Ethiopian Government Retakes Holy Site, U.S. Embassy Considers Leaving

A State Department cable says the White House asked for "precautionary assurances" that American diplomats can safely evacuate in an emergency case.

Ethiopian Government Retakes Holy Site, U.S. Embassy Considers Leaving

The Ethiopian government has announced it fought back rebels to retake the town of Lalibela, a UNESCO World Heritage Site famous for its medieval churches carved in rock. 

After a year of bloody battles, displacement and famine, the country has deteriorated so much that the U.S. Embassy is preparing for a potential evacuation.

Before the latest offensive, rebel forces from the northern Tigray region had been moving south, according to open-source conflict monitors, reaching the town of Debre Sina about 120 miles from the capital, Addis Ababa. 

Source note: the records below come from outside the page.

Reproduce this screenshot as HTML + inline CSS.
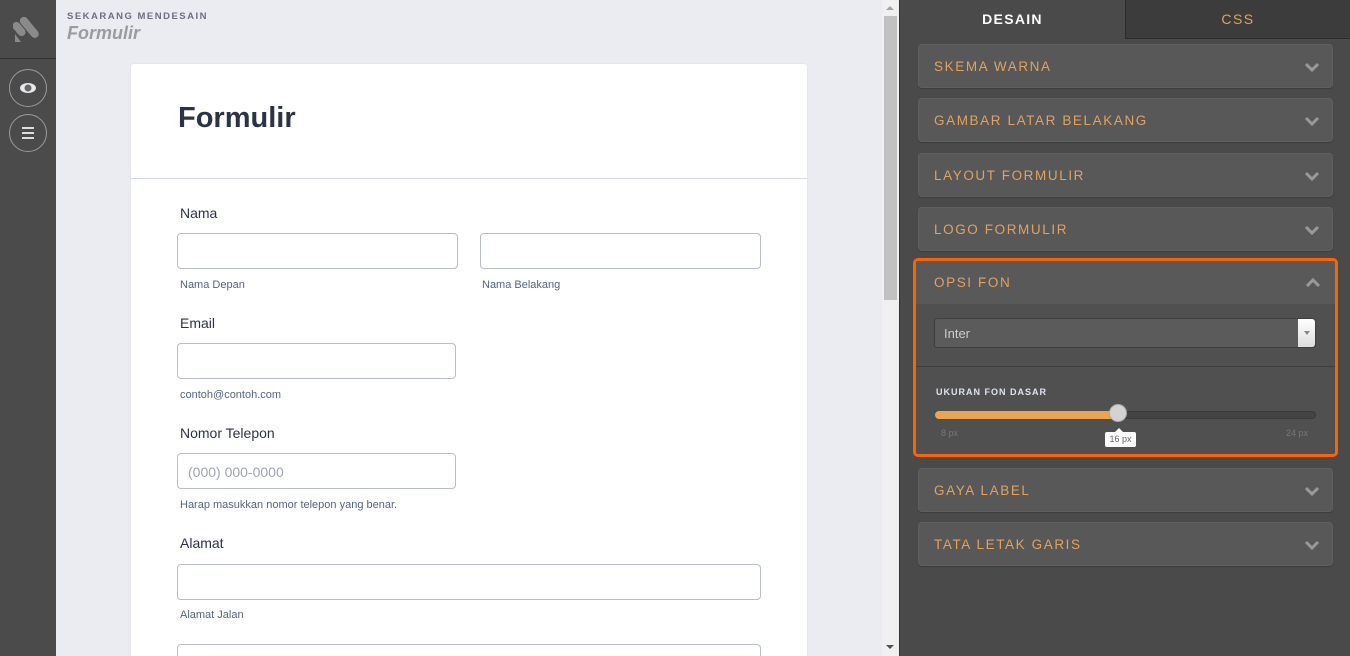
<!DOCTYPE html>
<html><head><meta charset="utf-8"><style>
*{box-sizing:border-box;margin:0;padding:0}
html,body{width:1350px;height:656px;overflow:hidden}
body{position:relative;font-family:"Liberation Sans",sans-serif;background:#ebecf1}
.abs{position:absolute}
.side{left:0;top:0;width:56px;height:656px;background:#4b4b4b}
.circ{position:absolute;left:9px;width:38px;height:38px;border:1px solid #9a9a9a;border-radius:50%}
.card{left:131px;top:64px;width:676px;height:592px;background:#fff;border-radius:3px 3px 0 0;box-shadow:0 0 2px rgba(0,0,0,.08);overflow:hidden}
.lab{position:absolute;font-size:14px;color:#2c3345}
.inp{position:absolute;height:36px;border:1px solid #b8bdc9;border-radius:4px;background:#fff}
.sub{position:absolute;font-size:11px;color:#57647e}
.panel{left:899px;top:0;width:451px;height:656px;background:#4a4a4a;border-left:1px solid #333}
.acc{position:absolute;left:918px;width:415px;height:44px;background:#585858;border:1px solid #5f5f5f;border-radius:4px;box-shadow:0 1px 1px rgba(0,0,0,.2)}
.acc span,.hd span{position:absolute;left:15px;top:14px;font-size:13.5px;letter-spacing:1.6px;color:#e0a25e}
.chev{position:absolute;right:12px;top:17px;width:16px;height:10px}
</style></head><body>
<div class="abs side">
 <svg class="abs" style="left:13px;top:12px" width="30" height="32" viewBox="0 0 30 32"><g fill="#8a8a8a"><rect x="2" y="9" width="8" height="16" rx="4" transform="rotate(-40 6 17)"/><rect x="12" y="3" width="8" height="25" rx="4" transform="rotate(-40 16 15)"/><polygon points="2,22 2,30 8,30"/></g></svg>
 <div class="abs" style="left:0;top:58px;width:56px;height:1px;background:#333"></div>
 <div class="circ" style="top:69px"><svg width="36" height="36" viewBox="0 0 36 36"><ellipse cx="18" cy="18" rx="8" ry="5" fill="#e8e8ee"/><circle cx="18" cy="18" r="3.5" fill="#666"/></svg></div>
 <div class="circ" style="top:114px"><svg width="36" height="36" viewBox="0 0 36 36"><g stroke="#ddd" stroke-width="2"><line x1="12" y1="13" x2="24" y2="13"/><line x1="12" y1="18" x2="24" y2="18"/><line x1="12" y1="23" x2="24" y2="23"/></g></svg></div>
</div>
<div class="abs" style="left:67px;top:11px;font-size:9.5px;letter-spacing:1.5px;color:#6b6f80;font-weight:bold">SEKARANG MENDESAIN</div>
<div class="abs" style="left:67px;top:23px;font-size:18px;font-style:italic;font-weight:bold;color:#9a9ba3">Formulir</div>
<div class="abs card">
 <div class="abs" style="left:47px;top:38px;font-size:29px;font-weight:bold;color:#2c3345">Formulir</div>
 <div class="abs" style="left:0;top:114px;width:676px;height:1px;background:#d8dae3"></div>
 <div class="lab" style="left:49px;top:141px">Nama</div>
 <div class="inp" style="left:46px;top:169px;width:281px"></div>
 <div class="inp" style="left:349px;top:169px;width:281px"></div>
 <div class="sub" style="left:49px;top:215px">Nama Depan</div>
 <div class="sub" style="left:351px;top:215px">Nama Belakang</div>
 <div class="lab" style="left:49px;top:251px">Email</div>
 <div class="inp" style="left:46px;top:279px;width:279px"></div>
 <div class="sub" style="left:49px;top:325px">contoh@contoh.com</div>
 <div class="lab" style="left:49px;top:361px">Nomor Telepon</div>
 <div class="inp" style="left:46px;top:389px;width:279px;padding:10px;font-size:14px;color:#9fa4b2">(000) 000-0000</div>
 <div class="sub" style="left:49px;top:435px">Harap masukkan nomor telepon yang benar.</div>
 <div class="lab" style="left:49px;top:471px">Alamat</div>
 <div class="inp" style="left:46px;top:500px;width:584px"></div>
 <div class="sub" style="left:49px;top:545px">Alamat Jalan</div>
 <div class="inp" style="left:46px;top:580px;width:584px"></div>
</div>
<div class="abs" style="left:882px;top:0;width:17px;height:656px;background:#f0f0f0"></div>
<div class="abs" style="left:884px;top:16px;width:13px;height:284px;background:#c1c1c1"></div>
<div class="abs" style="left:886px;top:6px;width:0;height:0;border-left:4px solid transparent;border-right:4px solid transparent;border-bottom:4px solid #a3a3a3"></div>
<div class="abs" style="left:886px;top:645px;width:0;height:0;border-left:4px solid transparent;border-right:4px solid transparent;border-top:4px solid #505050"></div>
<div class="abs panel"></div>
<div class="abs" style="left:900px;top:0;width:225px;height:39px;background:#4a4a4a;color:#fff;font-weight:bold;font-size:14px;letter-spacing:1.3px;text-align:center;line-height:38px">DESAIN</div>
<div class="abs" style="left:1125px;top:0;width:225px;height:39px;background:#3c3c3c;border-left:1px solid #2a2a2a;border-bottom:1px solid #2a2a2a;color:#e0a25e;font-size:14px;letter-spacing:1.5px;text-align:center;line-height:38px">CSS</div>
<div class="acc" style="top:44px"><span>SKEMA WARNA</span><svg class="chev" viewBox="0 0 16 10"><path d="M2 2l6 6 6-6" stroke="#999" stroke-width="3" fill="none"/></svg></div>
<div class="acc" style="top:98px"><span>GAMBAR LATAR BELAKANG</span><svg class="chev" viewBox="0 0 16 10"><path d="M2 2l6 6 6-6" stroke="#999" stroke-width="3" fill="none"/></svg></div>
<div class="acc" style="top:153px"><span>LAYOUT FORMULIR</span><svg class="chev" viewBox="0 0 16 10"><path d="M2 2l6 6 6-6" stroke="#999" stroke-width="3" fill="none"/></svg></div>
<div class="acc" style="top:207px"><span>LOGO FORMULIR</span><svg class="chev" viewBox="0 0 16 10"><path d="M2 2l6 6 6-6" stroke="#999" stroke-width="3" fill="none"/></svg></div>
<div class="abs" style="left:913px;top:258px;width:425px;height:199px;border:3px solid #ff6200;border-radius:5px;background:#505050;overflow:hidden">
 <div class="hd abs" style="left:0;top:0;width:419px;height:43px;background:#595959"><span style="top:14px;left:18px">OPSI FON</span><svg class="chev" style="right:14px;top:17px" viewBox="0 0 16 10"><path d="M2 8l6-6 6 6" stroke="#999" stroke-width="3" fill="none"/></svg></div>
 <div class="abs" style="left:18px;top:57px;width:382px;height:30px;background:#5b5b5b;border:1px solid #3f3f3f;border-radius:3px;color:#ccc;font-size:13px;padding:7px 9px">Inter</div>
 <div class="abs" style="left:382px;top:58px;width:17px;height:28px;background:linear-gradient(#fff,#ddd);border-radius:0 3px 3px 0"></div>
 <div class="abs" style="left:388px;top:70px;border-left:3px solid transparent;border-right:3px solid transparent;border-top:4px solid #888"></div>
 <div class="abs" style="left:0;top:105px;width:419px;height:1px;background:#3e3e3e"></div>
 <div class="abs" style="left:20px;top:126px;font-size:9px;letter-spacing:1px;color:#dfe3ee;font-weight:bold">UKURAN FON DASAR</div>
 <div class="abs" style="left:19px;top:150px;width:381px;height:8px;background:#444;border:1px solid #3a3a3a;border-radius:4px"></div>
 <div class="abs" style="left:19px;top:150px;width:185px;height:8px;background:#eca54e;border-radius:4px 0 0 4px"></div>
 <div class="abs" style="left:193px;top:143px;width:18px;height:18px;border-radius:50%;background:#d3d3d3;border:1px solid #aaa"></div>
 <div class="abs" style="left:25px;top:167px;font-size:9px;color:#777">8 px</div>
 <div class="abs" style="left:370px;top:167px;font-size:9px;color:#777">24 px</div>
 <div class="abs" style="left:199px;top:167px;border-left:4px solid transparent;border-right:4px solid transparent;border-bottom:4px solid #fff"></div>
 <div class="abs" style="left:189px;top:171px;width:31px;height:15px;background:#fff;border-radius:2px;font-size:9px;color:#666;text-align:center;line-height:15px">16 px</div>
</div>
<div class="acc" style="top:468px"><span>GAYA LABEL</span><svg class="chev" viewBox="0 0 16 10"><path d="M2 2l6 6 6-6" stroke="#999" stroke-width="3" fill="none"/></svg></div>
<div class="acc" style="top:522px"><span>TATA LETAK GARIS</span><svg class="chev" viewBox="0 0 16 10"><path d="M2 2l6 6 6-6" stroke="#999" stroke-width="3" fill="none"/></svg></div>
</body></html>
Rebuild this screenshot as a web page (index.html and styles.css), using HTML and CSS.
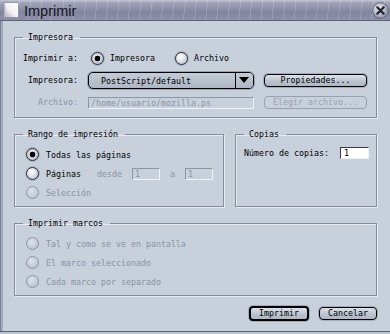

A State Department cable, sent Monday and obtained by Newsy, says the White House instructed its top diplomat for the Horn of Africa to get "precautionary assurances" from Ethiopia's prime minister that his government will allow American diplomats to safely evacuate in the event of a security emergency.

Special Envoy Jeffrey Feltman also sought authorization for U.S. military personnel and aircraft to enter the country to assist in the effort, with Prime Minister Abiy Ahmed granting verbal assurances for both.

This came before a senior State Department official announced there were "no plans" to fly the U.S. military into Ethiopia. A spokesperson told Newsy it can't comment on the leaked cable. 

Cameron Hudson of the National Security Council says, "The likelihood of any scenario where the capital falls and the United States is forced to evacuate its citizens is really hard to ascertain right now."

Hudson was the director of African Affairs at the National Security Council during the Obama administration. He says officials are desperately trying to avoid a rushed departure that in any way resembles the chaotic evacuation from Kabul, with Americans left behind. 

An estimated 30,000 to 40,000 U.S. citizens are in Ethiopia, but experts say the number is likely much higher because of dual citizens and because the State Department didn't push citizens to register, as the country was stable for so long.

"Washington's primary concern right now is avoiding the fall of Addis and as part of that, avoiding U.S. personnel being caught in crossfire and being unable to escape," Hudson said.

The State Department has been advising U.S. citizens since November not to travel to Africa's second-most-populous country, and for those already there, to immediately depart on commercial flights while they're still an option. 

"We are encouraging them to do that very strongly." 

U.S. troops specialized in evacuations are prepositioning in neighboring countries. A sizable military presence, spanning Kenya to Djibouti, is dedicated primarily to intelligence, surveillance and reconnaissance operations. 

"I think that there is a sense that U.S. influence, U.S. leverage on the continent has been diminished in the last few years, and we're really seeing the effects of that now," Hudson said.

After accusing the U.S. of siding with Tigrayan rebels, the Ethiopian government this week launched a tourism campaign that could potentially bring Ethiopian Americans to the country.

"As the Ethiopian Christmas holiday is upon us, Ethiopians in the diaspora are being challenged to come home for Christmas, 1 million diaspora by Jan 7, 2022," Billene Seyoum, press secretary from the office of the Ethiopian prime minister, said.

So far, the safety of the Ethiopian diaspora, and U.S. citizens, appears to hinge on what the State Department is supporting: deescalation and a negotiated ceasefire.